Bevor ich Einwände einbringen kann, fährt er auch schon fort: „Hier benötigen Sie ebenfalls einige Disziplin und konstantes Training, aber ich schätze, nach einem halben Jahr haben Sie sich an alles gewöhnt und können es sich gar nicht mehr anders vorstellen. Sie werden es nicht mehr missen wollen. Neben der verbesserten Sicht haben Sie ein Radar, welches Ihnen auch bei Nacht Hindernisse mithilfe akustischer Signale erkennen lässt. Nicht zu vergessen die verbesserten Beine und Arme.“
Ich schlucke. Sie werden mir bei den Gliedmaßen Teile meines natürlichen Gewebes entfernen und stattdessen Platten einbauen - so habe ich mehr Kraft. Dies wird zunächst nicht sichtbar sein. Wenn mein Körper es gut annimmt, wird dieser Umbau jedoch weitergehen.
Ich werde mehr und mehr zum Cyborg.
Es ist es nicht wert. Nein, nur um eine Ausbildung bei der Polizei zu beginnen, ist es unverhältnismäßig, sich dieser Prozedur zu unterziehen.
Aber ich habe zugesagt. Nicht umsonst habe ich die Aufnahmeprüfung mit Bravour bestanden. Natürlich war ich einverstanden damit, mich chirurgisch verbessern zu lassen. Zahlt ja mein zukünftiger Arbeitgeber.
Wie schon gesagt, für eine Ausbildung im öffentlichen Dienst, der ansonsten lausig bezahlt sein wird, absolut schwachsinnig.

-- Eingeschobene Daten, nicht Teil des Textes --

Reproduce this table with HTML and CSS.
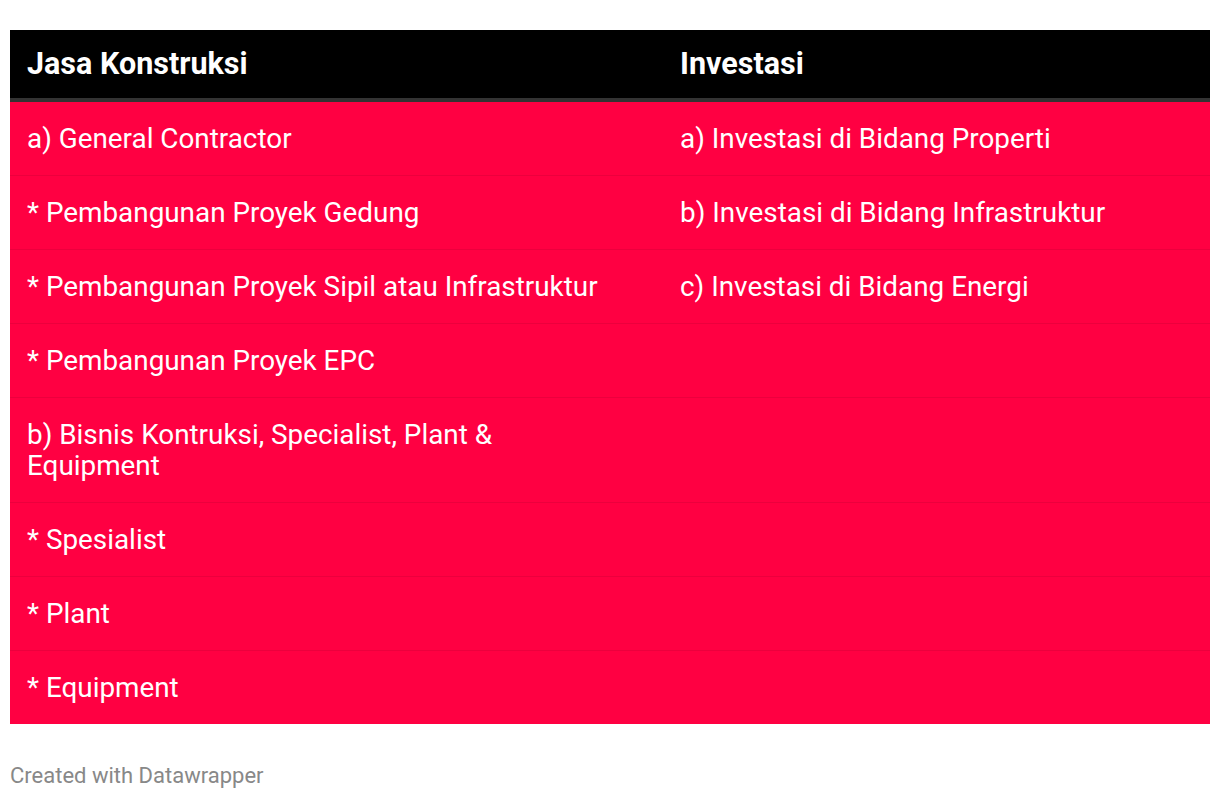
FILE: index.html
```html
<!DOCTYPE html>
<html>
<head>
<meta charset="utf-8">
<link rel="stylesheet" href="styles.css">
</head>
<body>
<div class="chart">
  <div class="table">
    <div class="row head">
      <div class="cell c1">Jasa Konstruksi</div>
      <div class="cell c2">Investasi</div>
    </div>
    <div class="row">
      <div class="cell c1">a) General Contractor</div>
      <div class="cell c2">a) Investasi di Bidang Properti</div>
    </div>
    <div class="row">
      <div class="cell c1">* Pembangunan Proyek Gedung</div>
      <div class="cell c2">b) Investasi di Bidang Infrastruktur</div>
    </div>
    <div class="row">
      <div class="cell c1">* Pembangunan Proyek Sipil atau Infrastruktur</div>
      <div class="cell c2">c) Investasi di Bidang Energi</div>
    </div>
    <div class="row">
      <div class="cell c1">* Pembangunan Proyek EPC</div>
      <div class="cell c2"></div>
    </div>
    <div class="row">
      <div class="cell c1">b) Bisnis Kontruksi, Specialist, Plant &amp; Equipment</div>
      <div class="cell c2"></div>
    </div>
    <div class="row">
      <div class="cell c1">* Spesialist</div>
      <div class="cell c2"></div>
    </div>
    <div class="row">
      <div class="cell c1">* Plant</div>
      <div class="cell c2"></div>
    </div>
    <div class="row last">
      <div class="cell c1">* Equipment</div>
      <div class="cell c2"></div>
    </div>
  </div>
  <div class="footer">Created with Datawrapper</div>
</div>
</body>
</html>
```
FILE: styles.css
```css
* { box-sizing: border-box; }
html, body { margin: 0; padding: 0; background: #fff; }
body { font-family: Roboto, "Liberation Sans", sans-serif; }
.chart { padding: 30px 10px 0 10px; }
.table { background: #ff0042; color: #fff; }
.row {
  display: grid;
  grid-template-columns: 653px 1fr;
  border-bottom: 1px solid #ec003d;
}
.row.last { border-bottom: none; }
.cell {
  font-size: 27.85px;
  font-weight: 400;
  line-height: 31px;
  padding: 21px 17px 21px 17px;
}
.c1 { padding-right: 50px; }
.head { background: #000; border-bottom: 4px solid #333; }
.head .cell {
  font-size: 30.5px;
  font-weight: 700;
  padding-top: 18px;
  padding-bottom: 19px;
}
.footer {
  margin-top: 40px;
  font-size: 22px;
  color: #888;
  line-height: 24px;
}
```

Aber ich habe auch andere Gründe, mich augmentieren zu lassen. Mir leisten könnte ich es mir jedenfalls nicht.
Nein, ich habe mich genau deshalb für diese Ausbildung entschieden.
Bei allem Zweifel, ob die Entscheidung richtig ist – meine einzige Motivation ist es, gratis an diese körperlichen Verbesserungen ranzukommen.
Ich werde alles tun, was man von mir verlangt. Gehorsam und Disziplin zeigen.
Und wenn sie mit ihrer Behandlung fertig sind, nehme ich diese Fitnessuhr ab. Und zeige ihnen, wer hinter der Maske des netten Herrn Tersen steckt.